King Buck is Not Crowned New World Record
It’s official. Based on the Boone & Crockett scoring system, the buck shot by Johnny King in the fall of...
It’s official. Based on the Boone & Crockett scoring system, the buck shot by Johnny King in the fall of 2006 is not the new world record typical whitetail. And the buck’s owner, antler collector Jay Fish, is not a happy camper.
Fish, his wife and son, along with Johnny King had driven 24 hours straight from Wisconsin to Boone & Crockett headquarters in Missoula to hand-deliver the buck to a special panel of B&C scorers. Fish reportedly bought the buck from King for $35,000–thinking it would be a new world’s record. But that gamble didn’t pay off.
On Saturday, I was at B&C headquarters hoping to speak with Fish and King about the buck and the score. But when I heard “180” yelled from somewhere in B&C offices, I knew things had gone south for the Wisconsin clan.
Red-faced and angry, Fish emerged from a conference room at in Missoula. Two separate panels of B&C scorers had determined King’s buck measures 180 as a typical. Fish refused to speak with me, and with a huff, his entourage was out the door.
Ever since King shot the buck with an iron-sighted .30-30 on a family-farm in Wisconsin, the rack and the way in which it was scored has been steeped in controversy. At the core of it all was how the buck should be classified. Is it a typical or non-typical? On most deer, this is a no-brainer, and from afar, the King Buck looks like a typical. But a closer look shows one point on the right side that, according to Boone and Crockett’s Director of Big Game Records, Jack Reneau, is in fact a non-typical point. If the rack was judged as a typical, it would have likely squeaked by Hanson’s world record by an inch or less. But today, four B&C measures affirmed Reneau’s judgement after a special judges panel was called to make a final determination.
After King killed the buck, he had a B&C measurer examine it, not because of the questionable tine, but because a bullet from his hunt had hit the base of the rack. When King went to drag the buck, the antler came clean off. Not getting a clear answer, King met with Jack Reneau who said the deer could be scored with the broken antler, but the right tine could not be scored as a typical point.

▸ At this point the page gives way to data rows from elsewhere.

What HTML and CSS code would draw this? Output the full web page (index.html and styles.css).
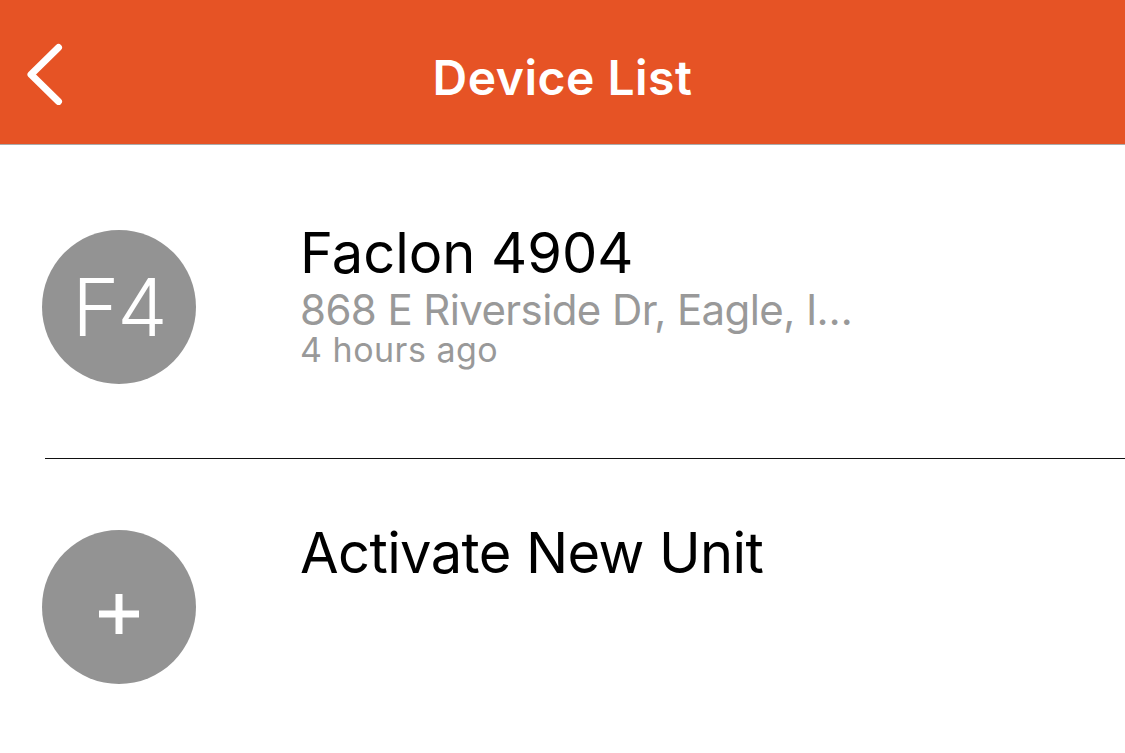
FILE: index.html
```html
<!DOCTYPE html>
<html lang="en">
<head>
<meta charset="utf-8">
<title>Device List</title>
<link rel="stylesheet" href="styles.css">
</head>
<body>
<header class="topbar">
  <button class="back" aria-label="Back">
    <svg width="40" height="64" viewBox="0 0 40 64" aria-hidden="true">
      <path d="M31.5 6.5 L4 33.5 L31.5 60.5" fill="none" stroke="#fff" stroke-width="7" stroke-linecap="round" stroke-linejoin="round"/>
    </svg>
  </button>
  <h1 class="title">Device List</h1>
  <div class="spacer"></div>
</header>
<main class="list">
  <div class="item item-device">
    <div class="avatar"><span class="initials">F4</span></div>
    <div class="info">
      <div class="name name-device">Faclon 4904</div>
      <div class="address">868 E Riverside Dr, Eagle, I…</div>
      <div class="time">4 hours ago</div>
    </div>
  </div>
  <div class="divider"></div>
  <div class="item item-add">
    <div class="avatar">
      <svg class="plus" width="40" height="40" viewBox="0 0 40 40" aria-hidden="true">
        <rect x="0" y="16.5" width="40" height="7" fill="#fff"/>
        <rect x="16.5" y="0" width="7" height="40" fill="#fff"/>
      </svg>
    </div>
    <div class="info">
      <div class="name name-add">Activate New Unit</div>
    </div>
  </div>
</main>
</body>
</html>
```
FILE: styles.css
```css
* { box-sizing: border-box; }
html, body {
  margin: 0;
  padding: 0;
  background: #ffffff;
  font-family: Inter, "Noto Sans", "Liberation Sans", sans-serif;
}
.topbar {
  height: 145px;
  padding-top: 11px;
  background: #e65325;
  border-bottom: 1px solid #ababab;
  display: grid;
  grid-template-columns: 1fr auto 1fr;
  align-items: center;
}
.back {
  justify-self: start;
  margin-left: 27px;
  padding: 0;
  border: 0;
  background: none;
  display: flex;
  width: 40px;
  height: 64px;
  margin-top: -10px;
}
.title {
  margin: 0;
  color: #fff;
  font-size: 48px;
  font-weight: 600;
  line-height: 56px;
  letter-spacing: 0.5px;
}
.list {
  display: flex;
  flex-direction: column;
}
.item {
  display: flex;
  align-items: flex-start;
  padding-left: 42px;
}
.item-device {
  padding-top: 76px;
  padding-bottom: 74px;
}
.item-add {
  padding-top: 62px;
}
.avatar {
  flex: none;
  width: 154px;
  height: 154px;
  margin-top: 9px;
  border-radius: 50%;
  background: #939393;
  display: flex;
  align-items: center;
  justify-content: center;
  color: #fff;
}
.initials {
  font-size: 80px;
  font-weight: 300;
  line-height: 1;
  letter-spacing: -2px;
}
.plus {
  margin-top: 14px;
}
.info {
  margin-left: 104px;
  display: flex;
  flex-direction: column;
}
.name {
  font-size: 56px;
  line-height: 64px;
  color: #000;
}
.name-device {
  letter-spacing: 0;
}
.name-add {
  letter-spacing: -0.6px;
}
.address {
  margin-top: 3px;
  font-size: 42px;
  line-height: 44px;
  color: #999999;
  letter-spacing: -0.6px;
}
.time {
  font-size: 34px;
  line-height: 36px;
  color: #999999;
  letter-spacing: 0.5px;
}
.divider {
  height: 1px;
  margin-left: 45px;
  background: #111;
}
```
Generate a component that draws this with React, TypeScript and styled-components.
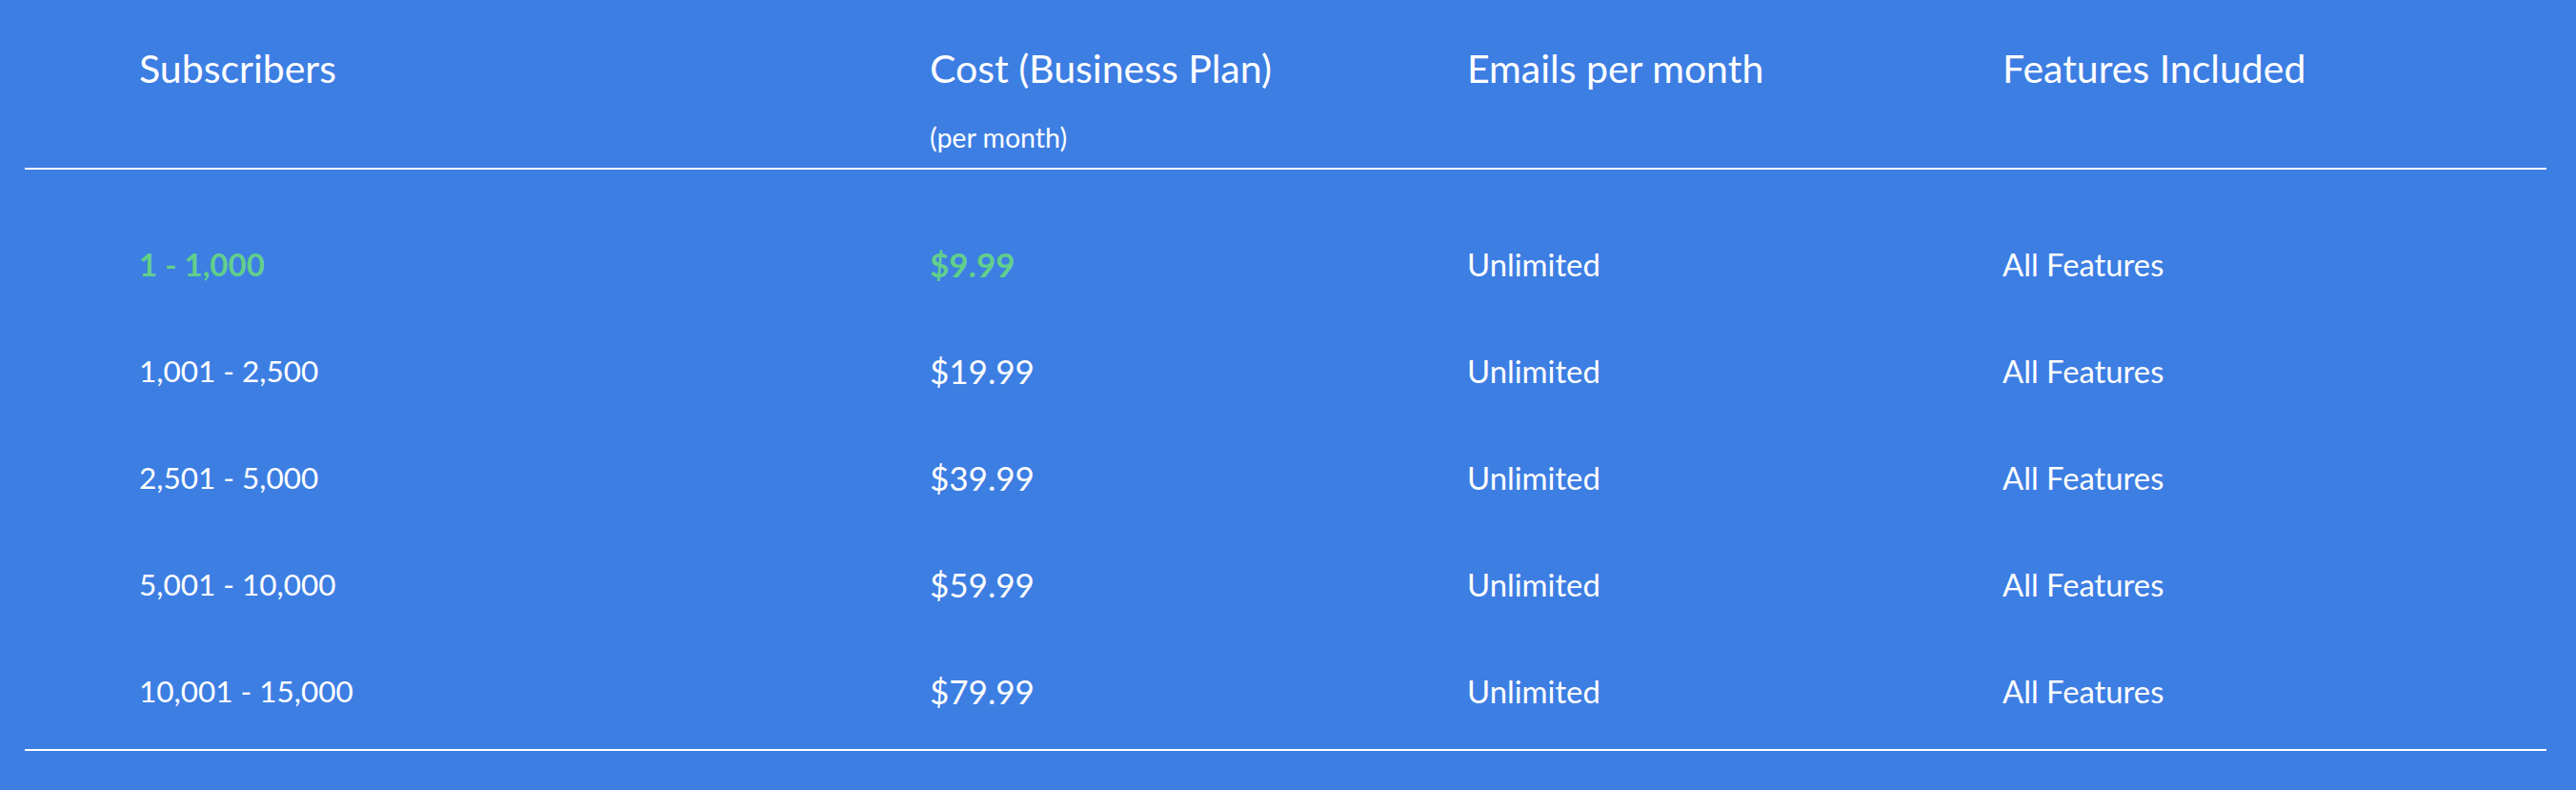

After that, King sold the antlers to collector Jay Fish. Fish lobbied hard to get the buck in front of a panel of Boone & Crockett scorers. After a number of magazine articles, photos, videos, and enough blog posts to crash a server, the buck finally had its chance to be scored by a panel of Boone & Crockett scorers. Two, two-man teams of veteran Boone & Crockett scorers each scored the buck independent of one another and each team was told to score it as a typical and non-typical.
After nearly five hours, the judges determined the tine in question on the right side is a nontypical point. At issue is whether or not the tine rises from the main beam, making it an individual point and therefore typical, or does it share a common base with another point making it a non-typical? A press release from B&C states: the third tine on the right antler arises from the inside edge of the top of the main beam, and also arises partially from the base of an adjoining point, thus establishing it as an abnormal point. With this confirmation, two of the rack’s tines must be classified as abnormal points resulting in an entry score well below the current World Record.
Why be such a stickler when it comes to interpreting a buck’s headgear? In short, you need to have standards. And when strictly interpreted, the standards set forth by B&C make sense. “The purpose of the records program was to record the quality of big game in North America,” says Eldon Buckner, chairman of Boone and Crockett Club’s Records of North American Big Game Committee. “The system was designed to represent the most ideal trophy of the species.” Buckner explained that as whitetails have proliferated, so too, have variations in their antlers. And this isn’t the last time something like this is going to come up, Buckner said.